▸ To do
Return the number of lines in which the word "with" appears; add nothing else.
#####
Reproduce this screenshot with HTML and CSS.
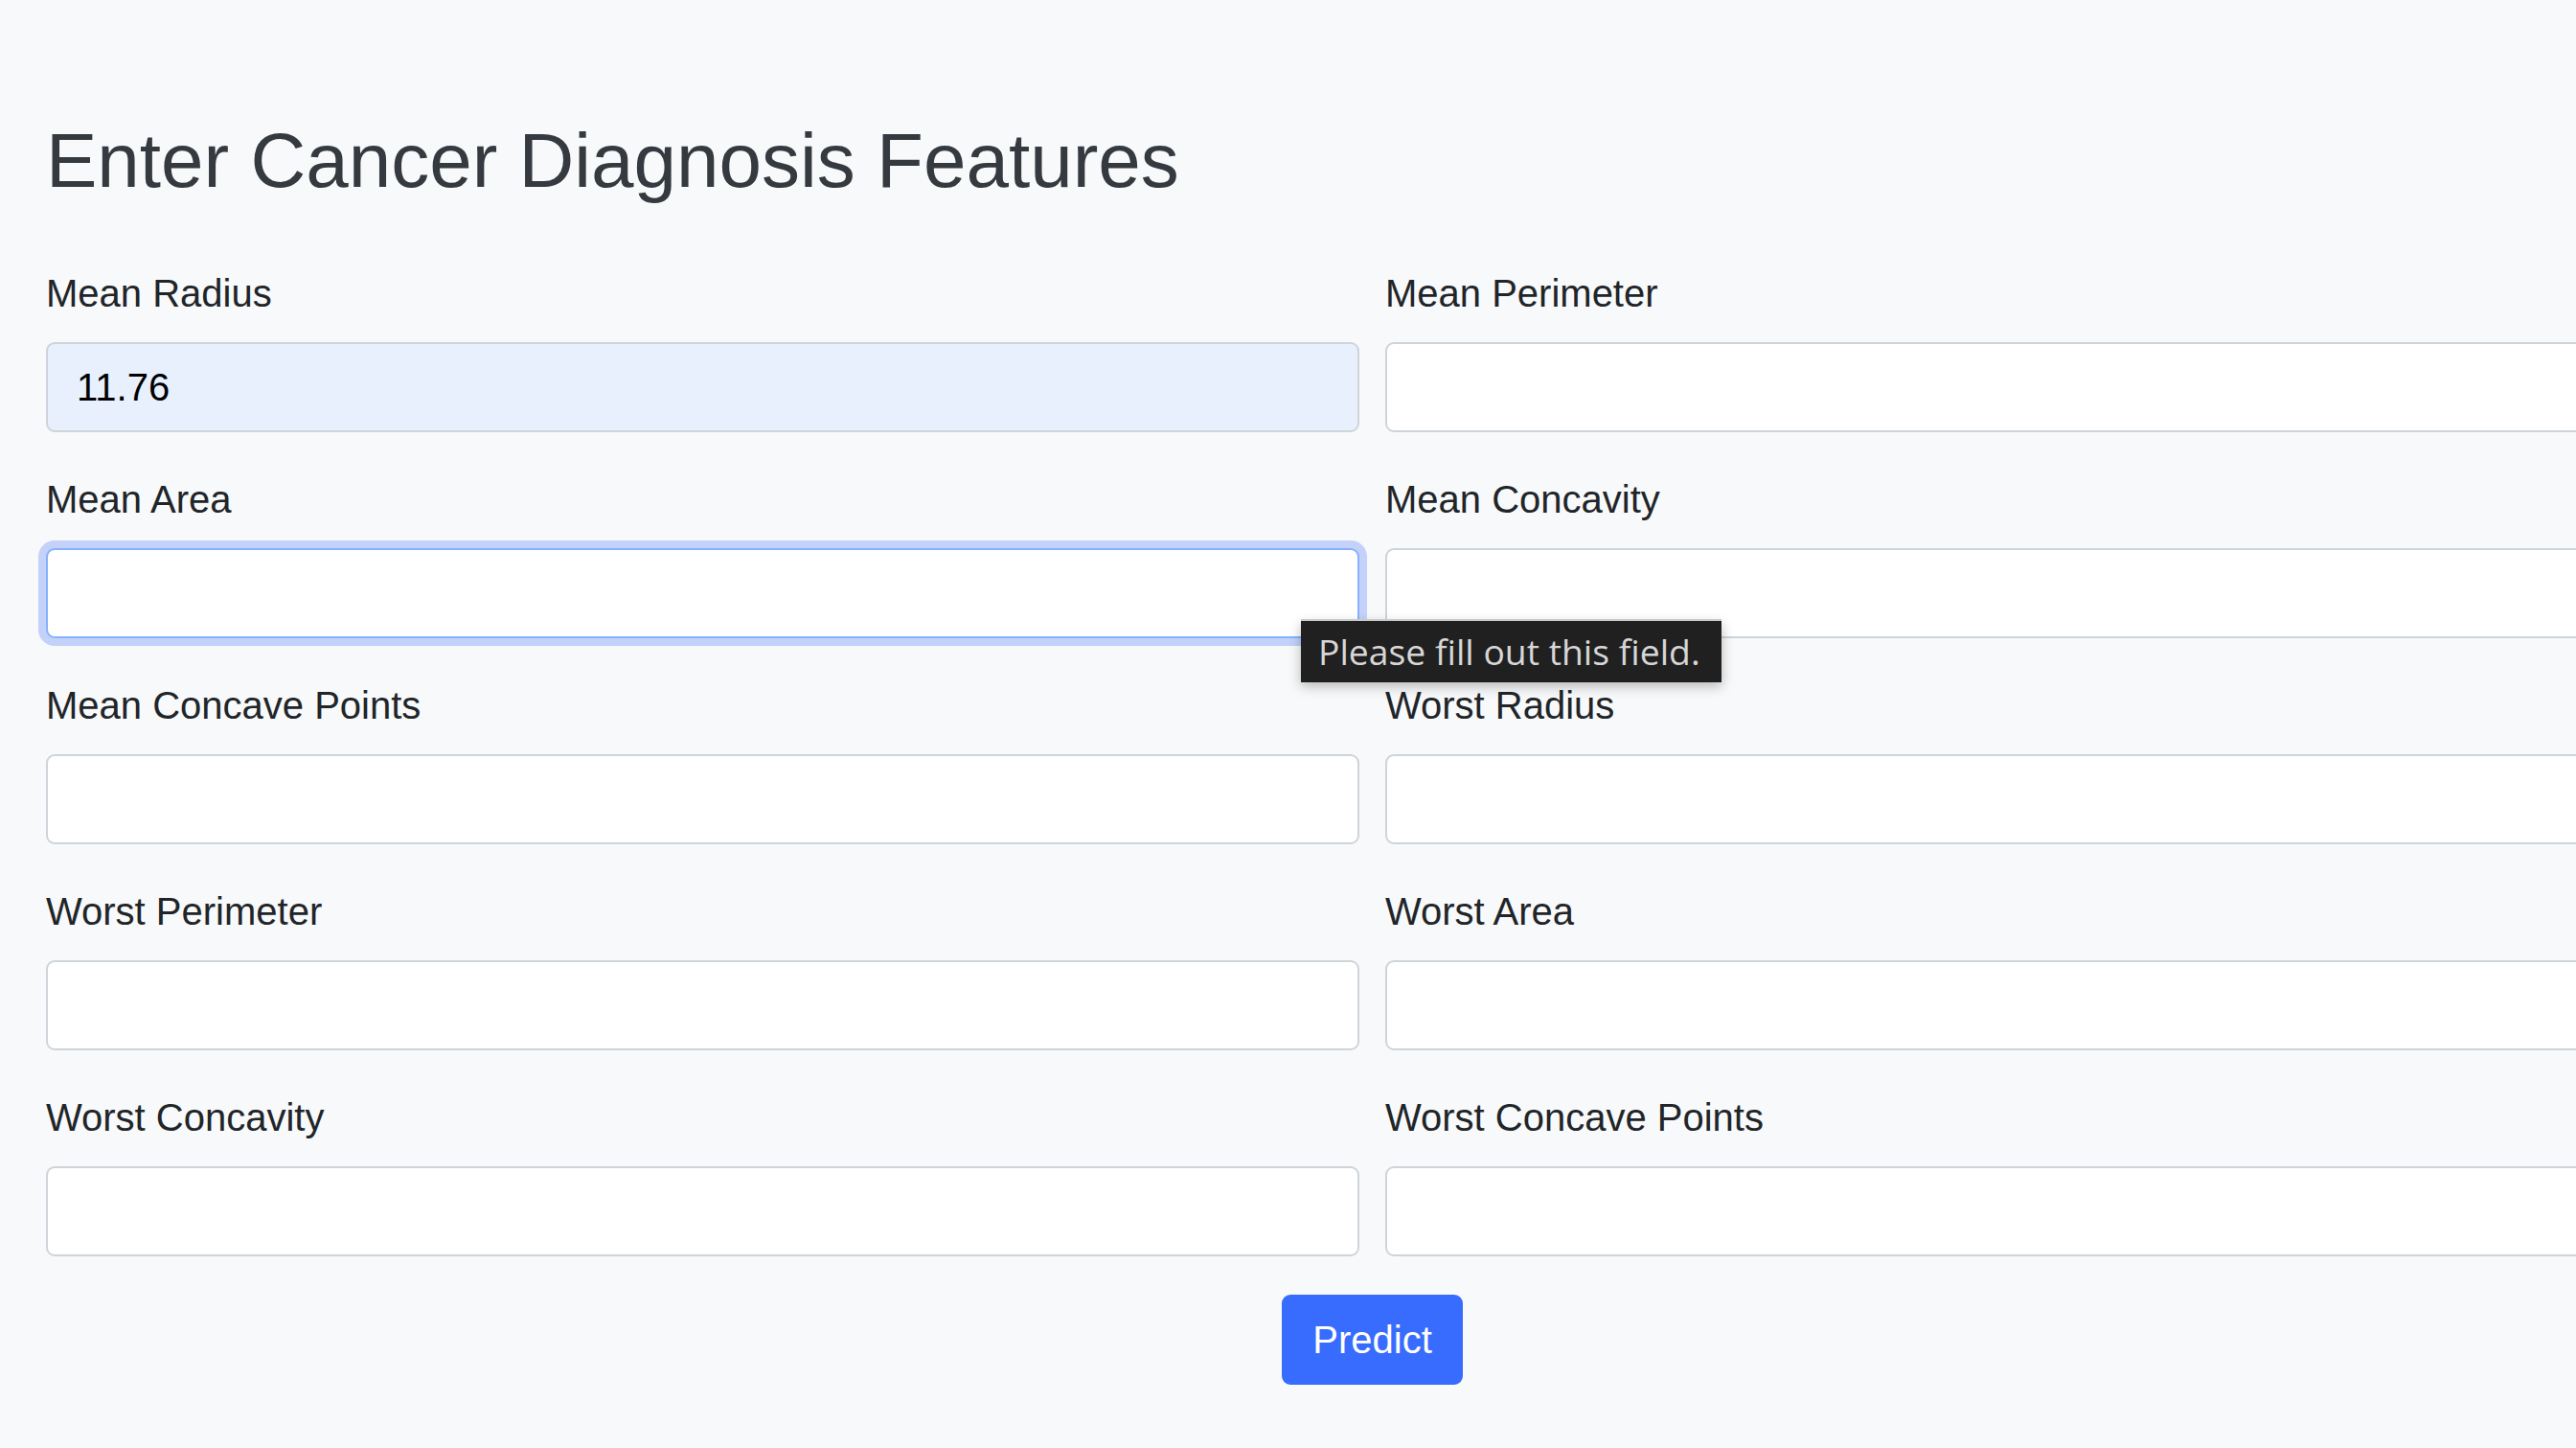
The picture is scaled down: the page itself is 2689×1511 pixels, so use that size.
FILE: index.html
```html
<!DOCTYPE html>
<html lang="en">
<head>
<meta charset="utf-8">
<title>Cancer Diagnosis</title>
<link rel="stylesheet" href="styles.css">
</head>
<body>
<main class="page">
  <h2 class="title">Enter Cancer Diagnosis Features</h2>
  <form class="form">
    <div class="grid">
      <div class="field">
        <label class="label" for="mean_radius">Mean Radius</label>
        <input class="input input-autofill" id="mean_radius" type="text" value="11.76">
      </div>
      <div class="field">
        <label class="label" for="mean_perimeter">Mean Perimeter</label>
        <input class="input" id="mean_perimeter" type="text">
      </div>
      <div class="field field-anchor">
        <label class="label" for="mean_area">Mean Area</label>
        <input class="input input-focus" id="mean_area" type="text">
        <div class="bubble">Please fill out this field.</div>
      </div>
      <div class="field">
        <label class="label" for="mean_concavity">Mean Concavity</label>
        <input class="input" id="mean_concavity" type="text">
      </div>
      <div class="field">
        <label class="label" for="mean_concave_points">Mean Concave Points</label>
        <input class="input" id="mean_concave_points" type="text">
      </div>
      <div class="field">
        <label class="label" for="worst_radius">Worst Radius</label>
        <input class="input" id="worst_radius" type="text">
      </div>
      <div class="field">
        <label class="label" for="worst_perimeter">Worst Perimeter</label>
        <input class="input" id="worst_perimeter" type="text">
      </div>
      <div class="field">
        <label class="label" for="worst_area">Worst Area</label>
        <input class="input" id="worst_area" type="text">
      </div>
      <div class="field">
        <label class="label" for="worst_concavity">Worst Concavity</label>
        <input class="input" id="worst_concavity" type="text">
      </div>
      <div class="field">
        <label class="label" for="worst_concave_points">Worst Concave Points</label>
        <input class="input" id="worst_concave_points" type="text">
      </div>
    </div>
    <div class="actions">
      <button class="btn" type="button">Predict</button>
    </div>
  </form>
</main>
</body>
</html>
```

FILE: styles.css
```css
html, body {
  margin: 0;
  padding: 0;
  background: #f8f9fa;
  overflow: hidden;
}

body {
  font-family: "Liberation Sans", Arial, sans-serif;
  color: #212529;
  width: 2689px;
  height: 1511px;
}

.page {
  padding: 120px 0 0 48px;
  width: 2769px;
}

.title {
  margin: 0 0 60px;
  font-size: 80px;
  line-height: 1.2;
  font-weight: 400;
  color: #343a40;
}

.grid {
  display: grid;
  grid-template-columns: 1371px 1371px;
  column-gap: 27px;
}

.field {
  margin-bottom: 40px;
}

.field-anchor {
  position: relative;
}

.label {
  display: block;
  font-size: 40px;
  line-height: 60px;
  margin-bottom: 21px;
  color: #212529;
}

.input {
  display: block;
  box-sizing: border-box;
  width: 100%;
  height: 94px;
  padding: 0 30px;
  font-family: "Liberation Sans", Arial, sans-serif;
  font-size: 40px;
  color: #495057;
  background: #ffffff;
  border: 2px solid #ced4da;
  border-radius: 9px;
  outline: none;
}

.input-autofill {
  background: #e8f0fe;
  color: #000000;
}

.input-focus {
  border-color: #86b2fd;
  box-shadow: 0 0 0 8px rgba(56, 108, 255, 0.28);
}

.bubble {
  position: absolute;
  left: 1310px;
  top: 157px;
  box-sizing: border-box;
  width: 439px;
  height: 64px;
  padding: 0 0 2px 18px;
  display: flex;
  align-items: center;
  background: #202020;
  color: #d6d6d6;
  font-family: "Open Sans", "Noto Sans", sans-serif;
  font-size: 37.3px;
  white-space: nowrap;
  box-shadow: 0 -2px 0 #c9c9c9, 0 4px 12px rgba(0, 0, 0, 0.28);
  z-index: 5;
}

.actions {
  display: flex;
  justify-content: center;
}

.btn {
  box-sizing: border-box;
  height: 94px;
  padding: 0 30px;
  font-family: "Liberation Sans", Arial, sans-serif;
  font-size: 40px;
  line-height: 60px;
  color: #ffffff;
  background: #386cff;
  border: 2px solid #386cff;
  border-radius: 9px;
  cursor: pointer;
}
```
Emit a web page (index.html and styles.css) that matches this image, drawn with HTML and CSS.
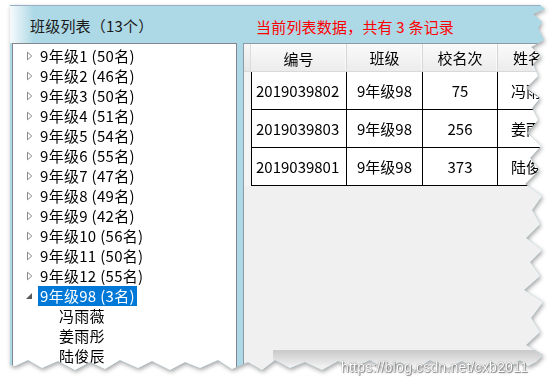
FILE: index.html
```html
<!DOCTYPE html>
<html lang="zh-CN">
<head>
<meta charset="utf-8">
<title>班级列表</title>
<link rel="stylesheet" href="styles.css">
</head>
<body>
<div class="sheet">
  <div class="paper">
    <div class="window">
      <div class="header">
        <span class="title">班级列表（13个）</span>
        <span class="summary">当前列表数据，共有 3 条记录</span>
      </div>
      <div class="body">
        <div class="tree">
          <div class="node"><span class="exp"><svg width="7" height="10" viewBox="0 0 7 10"><path d="M1.5 1.2 L5.8 5 L1.5 8.8 Z" fill="#fff" stroke="#8a8a8a" stroke-width="1"/></svg></span><span class="label">9年级1 (50名)</span></div>
          <div class="node"><span class="exp"><svg width="7" height="10" viewBox="0 0 7 10"><path d="M1.5 1.2 L5.8 5 L1.5 8.8 Z" fill="#fff" stroke="#8a8a8a" stroke-width="1"/></svg></span><span class="label">9年级2 (46名)</span></div>
          <div class="node"><span class="exp"><svg width="7" height="10" viewBox="0 0 7 10"><path d="M1.5 1.2 L5.8 5 L1.5 8.8 Z" fill="#fff" stroke="#8a8a8a" stroke-width="1"/></svg></span><span class="label">9年级3 (50名)</span></div>
          <div class="node"><span class="exp"><svg width="7" height="10" viewBox="0 0 7 10"><path d="M1.5 1.2 L5.8 5 L1.5 8.8 Z" fill="#fff" stroke="#8a8a8a" stroke-width="1"/></svg></span><span class="label">9年级4 (51名)</span></div>
          <div class="node"><span class="exp"><svg width="7" height="10" viewBox="0 0 7 10"><path d="M1.5 1.2 L5.8 5 L1.5 8.8 Z" fill="#fff" stroke="#8a8a8a" stroke-width="1"/></svg></span><span class="label">9年级5 (54名)</span></div>
          <div class="node"><span class="exp"><svg width="7" height="10" viewBox="0 0 7 10"><path d="M1.5 1.2 L5.8 5 L1.5 8.8 Z" fill="#fff" stroke="#8a8a8a" stroke-width="1"/></svg></span><span class="label">9年级6 (55名)</span></div>
          <div class="node"><span class="exp"><svg width="7" height="10" viewBox="0 0 7 10"><path d="M1.5 1.2 L5.8 5 L1.5 8.8 Z" fill="#fff" stroke="#8a8a8a" stroke-width="1"/></svg></span><span class="label">9年级7 (47名)</span></div>
          <div class="node"><span class="exp"><svg width="7" height="10" viewBox="0 0 7 10"><path d="M1.5 1.2 L5.8 5 L1.5 8.8 Z" fill="#fff" stroke="#8a8a8a" stroke-width="1"/></svg></span><span class="label">9年级8 (49名)</span></div>
          <div class="node"><span class="exp"><svg width="7" height="10" viewBox="0 0 7 10"><path d="M1.5 1.2 L5.8 5 L1.5 8.8 Z" fill="#fff" stroke="#8a8a8a" stroke-width="1"/></svg></span><span class="label">9年级9 (42名)</span></div>
          <div class="node"><span class="exp"><svg width="7" height="10" viewBox="0 0 7 10"><path d="M1.5 1.2 L5.8 5 L1.5 8.8 Z" fill="#fff" stroke="#8a8a8a" stroke-width="1"/></svg></span><span class="label">9年级10 (56名)</span></div>
          <div class="node"><span class="exp"><svg width="7" height="10" viewBox="0 0 7 10"><path d="M1.5 1.2 L5.8 5 L1.5 8.8 Z" fill="#fff" stroke="#8a8a8a" stroke-width="1"/></svg></span><span class="label">9年级11 (50名)</span></div>
          <div class="node"><span class="exp"><svg width="7" height="10" viewBox="0 0 7 10"><path d="M1.5 1.2 L5.8 5 L1.5 8.8 Z" fill="#fff" stroke="#8a8a8a" stroke-width="1"/></svg></span><span class="label">9年级12 (55名)</span></div>
          <div class="node"><span class="exp"><svg width="7" height="10" viewBox="0 0 7 10"><path d="M6 2 L6 8 L0 8 Z" fill="#595959"/></svg></span><span class="label selected">9年级98 (3名)</span></div>
          <div class="node child"><span class="exp"></span><span class="label">冯雨薇</span></div>
          <div class="node child"><span class="exp"></span><span class="label">姜雨彤</span></div>
          <div class="node child"><span class="exp"></span><span class="label">陆俊辰</span></div>
        </div>
        <div class="splitter"></div>
        <div class="panel">
          <div class="grid">
            <div class="row head">
              <div class="rh"></div>
              <div class="cell c1">编号</div>
              <div class="cell c2">班级</div>
              <div class="cell c3">校名次</div>
              <div class="cell c4">姓名</div>
            </div>
            <div class="row data">
              <div class="rh"></div>
              <div class="cell c1">2019039802</div>
              <div class="cell c2">9年级98</div>
              <div class="cell c3">75</div>
              <div class="cell c4">冯雨薇</div>
            </div>
            <div class="row data">
              <div class="rh"></div>
              <div class="cell c1">2019039803</div>
              <div class="cell c2">9年级98</div>
              <div class="cell c3">256</div>
              <div class="cell c4">姜雨彤</div>
            </div>
            <div class="row data">
              <div class="rh"></div>
              <div class="cell c1">2019039801</div>
              <div class="cell c2">9年级98</div>
              <div class="cell c3">373</div>
              <div class="cell c4">陆俊辰</div>
            </div>
          </div>
          <div class="hbar"></div>
        </div>
      </div>
    </div>
  </div>
</div>
<div class="watermark">https://blog.csdn.net/cxb2011</div>
</body>
</html>
```
FILE: styles.css
```css
* { box-sizing: border-box; }
html, body { margin: 0; padding: 0; background: #fff; }
body {
  width: 555px;
  height: 387px;
  overflow: hidden;
  position: relative;
  font-family: "Noto Sans CJK SC", "Noto Sans", sans-serif;
  font-size: 15px;
  color: #000;
}
.sheet {
  width: 555px;
  height: 387px;
  filter: drop-shadow(1px 2px 2px rgba(0,0,0,0.35));
}
.paper {
  width: 555px;
  height: 387px;
  padding: 5px 0 0 10px;
  clip-path: polygon(0 0, 540px 5px, 545px 9px, 533px 14px, 542px 22px, 538px 28px, 544px 40px, 531px 47px, 541px 56px, 533px 64px, 538px 76px, 526px 88px, 540px 98px, 532px 108px, 538px 120px, 527px 133px, 541px 146px, 530px 158px, 539px 170px, 525px 184px, 542px 196px, 532px 210px, 540px 224px, 526px 238px, 542px 250px, 530px 262px, 540px 276px, 524px 290px, 543px 302px, 531px 318px, 540px 332px, 526px 345px, 543px 355px, 536px 362px, 528px 366px, 520px 360px, 505px 370px, 492px 362px, 478px 369px, 462px 361px, 448px 368px, 430px 360px, 415px 370px, 400px 362px, 385px 369px, 370px 360px, 352px 368px, 338px 361px, 322px 370px, 305px 362px, 290px 368px, 275px 360px, 262px 370px, 248px 362px, 232px 369px, 218px 360px, 200px 368px, 185px 362px, 170px 370px, 152px 361px, 138px 368px, 120px 360px, 105px 369px, 90px 362px, 75px 370px, 58px 361px, 42px 368px, 28px 360px, 15px 366px, 0 362px);
}
.window {
  width: 545px;
  height: 370px;
  background: #add8e6;
  border-top: 1px solid #97aec4;
  display: flex;
  flex-direction: column;
  overflow: hidden;
}
.header {
  height: 37px;
  flex: none;
  display: grid;
  grid-template-columns: 226px auto;
  align-items: center;
  padding-left: 20px;
  padding-top: 1px;
  background: linear-gradient(to right, #f6fbfc 0, #add8e6 24px);
}
.title { color: #1a1a1a; white-space: nowrap; letter-spacing: 0.2px; }
.summary { color: #ff0000; white-space: nowrap; padding-top: 2px; letter-spacing: 0.2px; }
.body {
  flex: 1;
  display: flex;
  padding-left: 2px;
  background: #add8e6;
}
.tree {
  width: 225px;
  flex: none;
  background: #fff;
  border: 1px solid #828790;
  padding-top: 2px;
}
.node {
  height: 20px;
  display: flex;
  align-items: center;
  padding-left: 7px;
  white-space: nowrap;
}
.node.child { padding-left: 26px; }
.exp {
  width: 18px;
  height: 20px;
  flex: none;
  display: flex;
  align-items: center;
  justify-content: center;
}
.label {
  height: 20px;
  line-height: 20px;
  padding: 0 2px;
  letter-spacing: 0.3px;
}
.label.selected {
  background: #0078d7;
  color: #fff;
}
.splitter {
  width: 6px;
  flex: none;
}
.panel {
  flex: 1;
  display: flex;
  flex-direction: column;
  background: #f0f0f0;
  border-left: 1px solid #8a9aa8;
  border-top: 1px solid #8a9aa8;
}
.grid { display: flex; flex-direction: column; }
.row { display: flex; white-space: nowrap; }
.rh { width: 7px; flex: none; }
.cell {
  flex: none;
  display: flex;
  align-items: center;
  justify-content: center;
}
.c1 { width: 96px; }
.c2 { width: 76px; }
.c3 { width: 75px; }
.c4 { width: 80px; justify-content: flex-start; padding-left: 15px; }
.row.head {
  height: 28px;
  background: linear-gradient(#fafafa, #ececec);
  border-bottom: 1px solid #d9d9d9;
}
.row.head .rh { background: linear-gradient(#f7f7f7, #e6e6e6); border-right: 1px solid #dcdcdc; }
.row.head .cell { border-right: 1px solid #d6d6d6; box-shadow: inset -1px 0 0 #fbfbfb; }
.row.head .c1 { padding-top: 1px; }
.row.data { height: 38px; }
.row.data .rh { background: #f4f4f4; }
.row.data .cell {
  background: #fff;
  border-right: 1px solid #000;
  border-bottom: 1px solid #000;
}
.row.data .c1 {
  border-left: 1px solid #000;
  justify-content: flex-start;
  padding-left: 4px;
}
.row.data .c4 { padding-left: 13px; }
.hbar {
  margin-top: auto;
  margin-left: 29px;
  margin-bottom: 10px;
  height: 15px;
  background: linear-gradient(#c9c9c9, #ececec);
}
.watermark {
  position: absolute;
  left: 341px;
  top: 359px;
  font-family: "Liberation Sans", Arial, sans-serif;
  font-size: 14px;
  color: #fff;
  text-shadow: 0 0 1px #555, 1px 1px 1px #888;
  letter-spacing: 0.2px;
  white-space: nowrap;
}
```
#####
▸ Answer below
2